# Entries supplied
........
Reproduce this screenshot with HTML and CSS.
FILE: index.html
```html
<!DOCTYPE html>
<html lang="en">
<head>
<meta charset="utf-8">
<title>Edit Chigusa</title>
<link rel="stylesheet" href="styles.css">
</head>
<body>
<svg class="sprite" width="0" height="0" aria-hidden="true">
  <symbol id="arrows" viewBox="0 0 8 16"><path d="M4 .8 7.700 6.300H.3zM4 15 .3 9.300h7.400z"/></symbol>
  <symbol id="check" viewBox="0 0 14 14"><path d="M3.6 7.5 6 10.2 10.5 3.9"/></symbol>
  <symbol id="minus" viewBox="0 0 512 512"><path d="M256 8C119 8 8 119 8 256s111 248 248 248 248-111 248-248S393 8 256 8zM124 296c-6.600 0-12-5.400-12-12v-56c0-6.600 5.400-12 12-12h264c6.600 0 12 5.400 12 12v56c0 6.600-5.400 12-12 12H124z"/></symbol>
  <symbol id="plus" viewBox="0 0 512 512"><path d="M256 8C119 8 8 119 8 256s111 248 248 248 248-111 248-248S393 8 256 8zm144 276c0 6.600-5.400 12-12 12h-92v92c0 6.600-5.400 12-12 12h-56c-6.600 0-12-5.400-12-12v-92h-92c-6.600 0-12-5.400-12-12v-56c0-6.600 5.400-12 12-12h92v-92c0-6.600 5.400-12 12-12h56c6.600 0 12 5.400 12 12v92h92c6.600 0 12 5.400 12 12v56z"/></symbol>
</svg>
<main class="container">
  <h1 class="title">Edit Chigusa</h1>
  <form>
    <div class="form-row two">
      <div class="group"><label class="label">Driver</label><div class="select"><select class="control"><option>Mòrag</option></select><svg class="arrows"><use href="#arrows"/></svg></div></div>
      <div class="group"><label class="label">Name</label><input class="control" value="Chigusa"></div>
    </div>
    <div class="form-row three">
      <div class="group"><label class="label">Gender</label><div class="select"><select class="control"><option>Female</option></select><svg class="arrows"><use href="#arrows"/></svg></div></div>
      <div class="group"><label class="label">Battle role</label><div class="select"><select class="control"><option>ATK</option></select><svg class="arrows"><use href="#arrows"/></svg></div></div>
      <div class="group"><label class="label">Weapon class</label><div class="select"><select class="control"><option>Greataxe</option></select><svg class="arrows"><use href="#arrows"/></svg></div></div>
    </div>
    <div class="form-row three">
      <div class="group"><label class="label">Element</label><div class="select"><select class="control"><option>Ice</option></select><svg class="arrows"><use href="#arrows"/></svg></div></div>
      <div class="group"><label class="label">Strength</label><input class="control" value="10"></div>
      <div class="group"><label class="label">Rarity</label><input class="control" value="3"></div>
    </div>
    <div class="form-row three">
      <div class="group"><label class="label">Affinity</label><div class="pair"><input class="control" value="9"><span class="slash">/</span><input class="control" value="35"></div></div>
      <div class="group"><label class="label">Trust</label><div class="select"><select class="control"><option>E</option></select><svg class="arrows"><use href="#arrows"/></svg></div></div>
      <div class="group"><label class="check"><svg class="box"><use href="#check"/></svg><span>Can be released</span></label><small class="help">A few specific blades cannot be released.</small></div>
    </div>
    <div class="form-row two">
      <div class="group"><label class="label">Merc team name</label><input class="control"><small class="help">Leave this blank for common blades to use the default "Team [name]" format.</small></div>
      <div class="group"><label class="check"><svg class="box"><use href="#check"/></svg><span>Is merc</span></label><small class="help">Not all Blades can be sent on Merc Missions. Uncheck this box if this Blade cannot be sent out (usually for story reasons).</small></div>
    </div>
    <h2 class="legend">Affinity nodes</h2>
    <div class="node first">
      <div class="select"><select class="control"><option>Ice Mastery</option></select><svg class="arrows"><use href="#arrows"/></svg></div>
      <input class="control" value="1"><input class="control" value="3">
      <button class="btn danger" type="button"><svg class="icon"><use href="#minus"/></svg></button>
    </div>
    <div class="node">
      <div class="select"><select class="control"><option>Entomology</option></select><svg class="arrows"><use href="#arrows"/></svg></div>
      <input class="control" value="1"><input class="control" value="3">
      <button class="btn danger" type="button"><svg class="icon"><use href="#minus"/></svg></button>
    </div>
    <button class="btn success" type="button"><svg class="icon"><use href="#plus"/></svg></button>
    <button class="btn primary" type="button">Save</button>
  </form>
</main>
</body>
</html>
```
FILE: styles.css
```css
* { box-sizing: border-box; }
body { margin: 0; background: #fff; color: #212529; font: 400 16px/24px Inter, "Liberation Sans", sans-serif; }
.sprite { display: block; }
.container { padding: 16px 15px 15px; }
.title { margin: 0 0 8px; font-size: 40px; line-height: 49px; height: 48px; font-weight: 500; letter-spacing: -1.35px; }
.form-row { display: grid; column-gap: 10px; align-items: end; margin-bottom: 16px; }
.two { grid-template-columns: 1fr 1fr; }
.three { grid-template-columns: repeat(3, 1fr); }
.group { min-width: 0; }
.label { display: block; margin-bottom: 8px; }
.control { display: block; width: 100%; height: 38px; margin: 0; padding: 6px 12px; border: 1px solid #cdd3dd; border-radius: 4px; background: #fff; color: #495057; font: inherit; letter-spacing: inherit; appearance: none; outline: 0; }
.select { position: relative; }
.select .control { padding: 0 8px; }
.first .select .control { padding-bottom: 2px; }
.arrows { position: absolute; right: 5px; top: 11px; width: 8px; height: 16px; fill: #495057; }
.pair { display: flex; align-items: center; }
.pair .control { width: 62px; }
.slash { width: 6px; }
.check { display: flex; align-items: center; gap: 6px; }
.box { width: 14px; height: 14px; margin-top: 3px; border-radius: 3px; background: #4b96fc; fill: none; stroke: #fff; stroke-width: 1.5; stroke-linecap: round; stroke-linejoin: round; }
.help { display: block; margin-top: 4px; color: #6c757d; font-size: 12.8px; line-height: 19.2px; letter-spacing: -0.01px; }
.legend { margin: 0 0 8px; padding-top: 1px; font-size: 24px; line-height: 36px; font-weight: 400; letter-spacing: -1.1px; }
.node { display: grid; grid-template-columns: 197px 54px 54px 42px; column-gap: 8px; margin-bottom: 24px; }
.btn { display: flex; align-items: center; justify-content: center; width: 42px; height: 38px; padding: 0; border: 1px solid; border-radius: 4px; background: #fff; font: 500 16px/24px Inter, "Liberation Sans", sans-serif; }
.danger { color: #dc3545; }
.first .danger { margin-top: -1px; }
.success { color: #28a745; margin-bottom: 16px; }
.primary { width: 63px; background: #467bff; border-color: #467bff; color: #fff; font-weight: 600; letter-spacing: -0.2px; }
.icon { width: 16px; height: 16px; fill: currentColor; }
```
........
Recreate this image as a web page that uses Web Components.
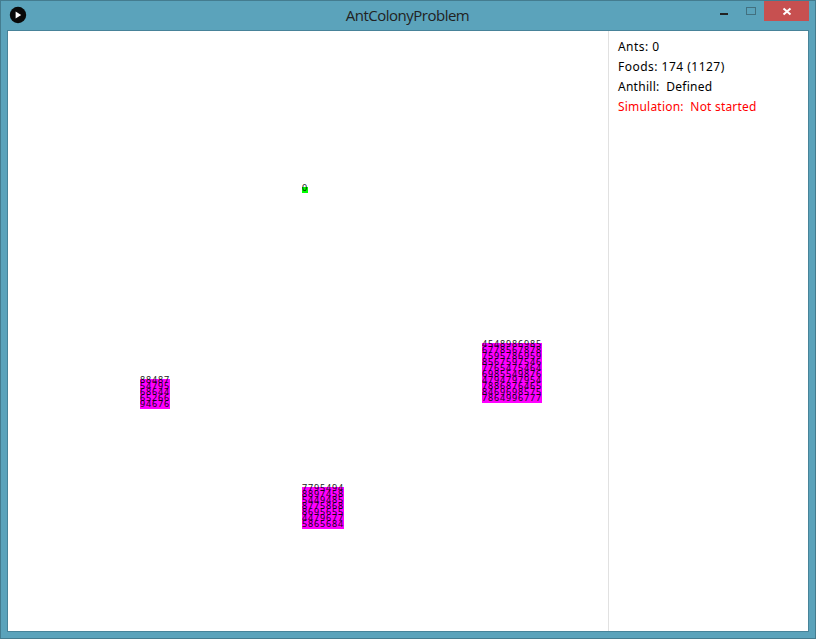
........
# Job
From the listing above, collect each line in which the string "this" appears.

# Answer to the exercise
Reproduce this screenshot with HTML and CSS.
      <div class="group"><label class="label">Merc team name</label><input class="control"><small class="help">Leave this blank for common blades to use the default "Team [name]" format.</small></div>
      <div class="group"><label class="check"><svg class="box"><use href="#check"/></svg><span>Is merc</span></label><small class="help">Not all Blades can be sent on Merc Missions. Uncheck this box if this Blade cannot be sent out (usually for story reasons).</small></div>
Recreate this image as a web page that uses Web Components.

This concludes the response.